The Purchase Price, and the number of Junior Preferred Shares or other securities or property issuable, upon exercise of the Rights are subject to adjustment from time to time to prevent dilution:

(1)  in the event of a stock dividend on, or a subdivision, combination or reclassification of, the Junior Preferred Shares,

(2)  as a result of the grant to holders of Junior Preferred Shares of certain rights or warrants to subscribe for or purchase Junior Preferred Shares at a price, or securities convertible into Junior Preferred Shares with a conversion price, at less than the current market price of Junior Preferred Shares, or

(3)  as a result of the distribution to holders of Junior Preferred Shares of evidences of indebtedness or assets (excluding regular periodic cash dividends or dividends payable in Junior Preferred Shares) or of subscription rights or warrants (other than those referred to above).

With certain exceptions, no adjustment in the Purchase Price will be required until cumulative adjustments require an adjustment of at least 1% in the Purchase Price. The number of Rights and the number of Junior Preferred Shares purchasable upon exercise of each Right are also subject to adjustment in the event of a stock split, subdivision, consolidation, combination or common stock dividend on the Common Stock prior to the Distribution Date.

FPL Group's Board of Directors may exchange the Rights at an exchange ratio of one share of Common Stock per Right at any time that is:

(1)  after the acquisition by a person or group of affiliated or associated persons of beneficial ownership of 10% or more of the outstanding Common Stock; and

(2)  before the acquisition by a person or group of 50% or more of the outstanding Common Stock.

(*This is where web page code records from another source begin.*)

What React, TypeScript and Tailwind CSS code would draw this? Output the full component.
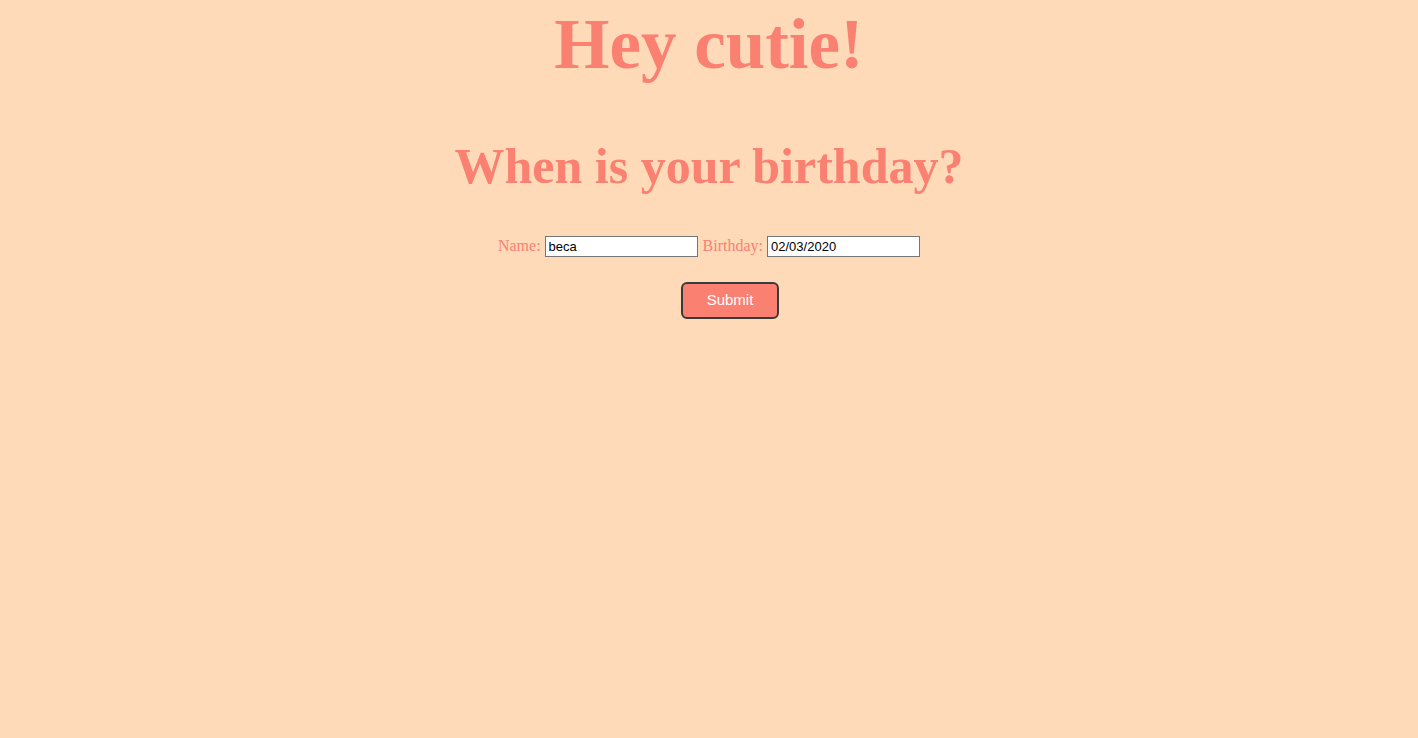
export default function App() {
  return (
    <div className="min-h-[738px] w-full bg-[#ffdab9] text-center text-[#fa8072] font-['Liberation_Serif',serif]">
      <h1 className="pt-[3px] text-[71px] font-bold leading-[82px]">Hey cutie!</h1>
      <h2 className="mt-[52px] text-[50px] font-bold leading-[58px]">When is your birthday?</h2>

      <form className="mt-[39px] flex flex-col items-center">
        <div className="flex items-center justify-center gap-[4px] text-[16px]">
          <label htmlFor="name">Name:</label>
          <input
            id="name"
            defaultValue="beca"
            className="h-[21px] w-[153px] border border-[#767676] bg-white px-[3px] text-[13px] text-black font-['Liberation_Sans',sans-serif] outline-none"
          />
          <label htmlFor="bday" className="ml-[1px]">Birthday:</label>
          <input
            id="bday"
            defaultValue="02/03/2020"
            className="h-[21px] w-[153px] border border-[#767676] bg-white px-[3px] text-[13px] text-black font-['Liberation_Sans',sans-serif] outline-none"
          />
        </div>
        <button
          type="button"
          className="ml-[42px] mt-[24px] h-[37px] w-[98px] rounded-[6px] border-2 border-[#3a3a3a] bg-[#fa8072] text-[15px] font-medium text-white font-['Liberation_Sans',sans-serif]"
        >
          Submit
        </button>
      </form>
    </div>
  )
}
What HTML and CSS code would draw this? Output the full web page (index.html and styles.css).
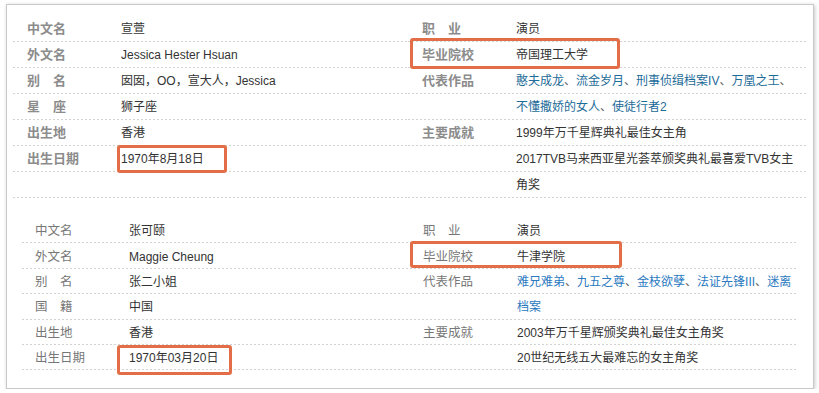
FILE: index.html
```html
<!DOCTYPE html>
<html lang="zh-CN">
<head>
<meta charset="utf-8">
<title>基本信息</title>
<link rel="stylesheet" href="styles.css">
</head>
<body>
<div class="frame">
  <div class="info info-a">
    <div class="item"><span class="name">中文名</span><span class="val">宣萱</span></div>
    <div class="item"><span class="name">职　业</span><span class="val">演员</span></div>

    <div class="item"><span class="name">外文名</span><span class="val">Jessica Hester Hsuan</span></div>
    <div class="item"><span class="name">毕业院校</span><span class="val">帝国理工大学</span><span class="mark mark-a2"></span></div>

    <div class="item"><span class="name">别　名</span><span class="val">囡囡，OO，宣大人，Jessica</span></div>
    <div class="item"><span class="name">代表作品</span><span class="val"><a href="#">憨夫成龙</a><i>、</i><a href="#">流金岁月</a><i>、</i><a href="#">刑事侦缉档案IV</a><i>、</i><a href="#">万凰之王</a><i>、</i></span></div>

    <div class="item"><span class="name">星　座</span><span class="val">狮子座</span></div>
    <div class="item"><span class="name"></span><span class="val"><a href="#">不懂撒娇的女人</a><i>、</i><a href="#">使徒行者2</a></span></div>

    <div class="item"><span class="name">出生地</span><span class="val">香港</span></div>
    <div class="item"><span class="name">主要成就</span><span class="val">1999年万千星辉典礼最佳女主角</span></div>

    <div class="item"><span class="name">出生日期</span><span class="val">1970年8月18日</span><span class="mark mark-a1"></span></div>
    <div class="item"><span class="name"></span><span class="val">2017TVB马来西亚星光荟萃颁奖典礼最喜爱TVB女主</span></div>

    <div class="item"><span class="name"></span><span class="val"></span></div>
    <div class="item"><span class="name"></span><span class="val">角奖</span></div>
  </div>

  <div class="info info-b">
    <div class="item"><span class="name">中文名</span><span class="val">张可颐</span></div>
    <div class="item"><span class="name">职　业</span><span class="val">演员</span></div>

    <div class="item"><span class="name">外文名</span><span class="val">Maggie Cheung</span></div>
    <div class="item"><span class="name">毕业院校</span><span class="val">牛津学院</span><span class="mark mark-b2"></span></div>

    <div class="item"><span class="name">别　名</span><span class="val">张二小姐</span></div>
    <div class="item"><span class="name">代表作品</span><span class="val"><a href="#">难兄难弟</a><i>、</i><a href="#">九五之尊</a><i>、</i><a href="#">金枝欲孽</a><i>、</i><a href="#">法证先锋III</a><i>、</i><a href="#">迷离</a></span></div>

    <div class="item"><span class="name">国　籍</span><span class="val">中国</span></div>
    <div class="item"><span class="name"></span><span class="val"><a href="#">档案</a></span></div>

    <div class="item"><span class="name">出生地</span><span class="val">香港</span></div>
    <div class="item"><span class="name">主要成就</span><span class="val">2003年万千星辉颁奖典礼最佳女主角奖</span></div>

    <div class="item"><span class="name">出生日期</span><span class="val">1970年03月20日</span><span class="mark mark-b1"></span></div>
    <div class="item"><span class="name"></span><span class="val">20世纪无线五大最难忘的女主角奖</span></div>
  </div>
</div>
</body>
</html>
```

FILE: styles.css
```css
html, body {
  margin: 0;
  background: #ffffff;
}

body {
  padding: 4px 0 0 6px;
  font-family: "Liberation Sans", Arial, "Noto Sans CJK SC", sans-serif;
  color: #333333;
}

.frame {
  box-sizing: border-box;
  width: 808px;
  height: 385px;
  border: 1px solid #c9c9c9;
  background: #ffffff;
  box-shadow: 1px 1px 4px rgba(0, 0, 0, 0.22);
  overflow: hidden;
}

.info {
  display: grid;
}

.item {
  position: relative;
  display: flex;
  align-items: center;
  white-space: nowrap;
  background-image: repeating-linear-gradient(to right, #d2d2d2 0 2px, transparent 2px 4px);
  background-repeat: no-repeat;
  background-position: left bottom;
  background-size: 100% 1px;
}

.name {
  flex: none;
  box-sizing: border-box;
}

.val {
  font-size: 12px;
  color: #333333;
}

.val a {
  text-decoration: none;
}

.val i {
  font-style: normal;
  color: #666666;
}

/* first block */
.info-a {
  margin: 11px 0 0 6px;
  grid-template-columns: 395px 400px;
  grid-auto-rows: 26px;
}

.info-a .item {
  box-sizing: border-box;
  padding: 1px 0 1px;
  line-height: 24px;
}

.info-a .name {
  width: 108px;
  padding-left: 14px;
  font-size: 13px;
  font-weight: bold;
  color: #8c8c8c;
}

.info-a .val a {
  color: #1d6b98;
}

/* second block */
.info-b {
  margin: 20px 0 0 15px;
  grid-template-columns: 388px 388px;
  grid-auto-rows: 25.4px;
}

.info-b .item {
  box-sizing: border-box;
  padding: 2px 0 1px;
  line-height: 22px;
}

.info-b .name {
  width: 107px;
  padding-left: 13px;
  font-size: 12.5px;
  color: #777777;
}

.info-b .val a {
  color: #2a79bf;
}

/* orange annotation frames */
.mark {
  position: absolute;
  box-sizing: border-box;
  border: 3px solid #e26d47;
  border-radius: 3px;
  pointer-events: none;
}

.mark-a1 {
  left: 104px;
  top: -1px;
  width: 110px;
  height: 28px;
}

.mark-a2 {
  left: 2px;
  top: -4px;
  width: 210px;
  height: 31px;
}

.mark-b1 {
  left: 95px;
  top: 0;
  width: 115px;
  height: 30px;
}

.mark-b2 {
  left: 0;
  top: -2px;
  width: 212px;
  height: 27px;
}
```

The Rights have anti-takeover effects. The Rights will cause substantial dilution to a person or group that attempts to acquire FPL Group without conditioning the offer on the redemption of the Rights or on the acquisition of a certain number of Rights. The Rights beneficially owned by that person or group may become null and void. The Rights should not interfere with any merger or other business combination approved by FPL Group's Board of Directors, since the Rights may be redeemed by FPL Group at $.005 per Right prior to the time that a person or group has acquired beneficial ownership of 10% or more of the Common Stock.

The Junior Preferred Shares purchasable upon exercise of the Rights will be entitled to cumulative quarterly dividends in preference to the Common Stock at a rate per share equal to the greater of $10 and 100 times the dividend declared on the Common Stock for such quarter. In the event of any merger, consolidation or other transaction in which the shares of Common Stock are exchanged, each Junior Preferred Share will be entitled to receive 100 times the amount and type of consideration received per share of Common Stock. In the event of a liquidation of FPL Group, the holders of Junior Preferred Shares will be entitled to receive in preference to the Common Stock the greater of $100 per share and 100 times the payment made per share of Common Stock. FPL Group has the right to issue other serial preferred stock ranking prior to the Junior Preferred Shares with respect to dividend and liquidation preferences. The Junior Preferred Shares will be redeemable after June 30, 2006, at FPL Group's option, in whole or in part, at a redemption price per share equal to the greater of

(1)  the per share Purchase Price, and

(2)  the then current market price of a Junior Preferred Share.

Each Junior Preferred Share will have 100 votes on all matters submitted to a vote of the shareholders of FPL Group, voting together with the Common Stock. The rights of the Junior Preferred Shares as to dividends, liquidation, redemption and voting, and in the event of mergers and consolidations, are protected by customary anti-dilution provisions. Because of the nature of the dividend, liquidation, redemption and voting rights of the Junior Preferred Shares, the value of the interest in a Junior Preferred Share purchasable upon the exercise of each Right should approximate the value of one share of Common Stock.

FPL Group's Board of Directors may amend the Rights Agreement and the Rights, without the consent of the holders of the Rights. However, any amendment adopted after a person or group becomes a 10% holder may not adversely affect the interests of holders of Rights. The 10% holder level discussed above is subject to certain exceptions.


SECTION 9 - Financial Statements and Exhibits


Item 9.01  Financial Statements and Exhibits

(c)

Exhibit
Number

 


Description

     

4(a)

 

Articles of Amendment to the Restated Articles of Incorporation of FPL Group, Inc. dated March 10, 2005.

     

4(b)

 

Certificate of Adjustment, dated March 15, 2005, to the Rights Agreement, dated July 1, 1996, as amended, between FPL Group, Inc. and Computershare Investor Services, LLC, as successor rights agent.

     

10

 

Certificate of Adjustment, dated March 15, 2005, to the Purchase Contract Agreement, dated as of June 1, 2002, between FPL Group, Inc. and The Bank of New York, as purchase contract agent and trustee.



SIGNATURE


Pursuant to the requirements of the Securities Exchange Act of 1934, the registrant has duly caused this report to be signed on its behalf by the undersigned thereunto duly authorized.


FPL GROUP, INC.
(Registrant)

Date:  March 16, 2005

K. MICHAEL DAVIS

K. Michael Davis
Controller and Chief Accounting Officer of FPL Group, Inc.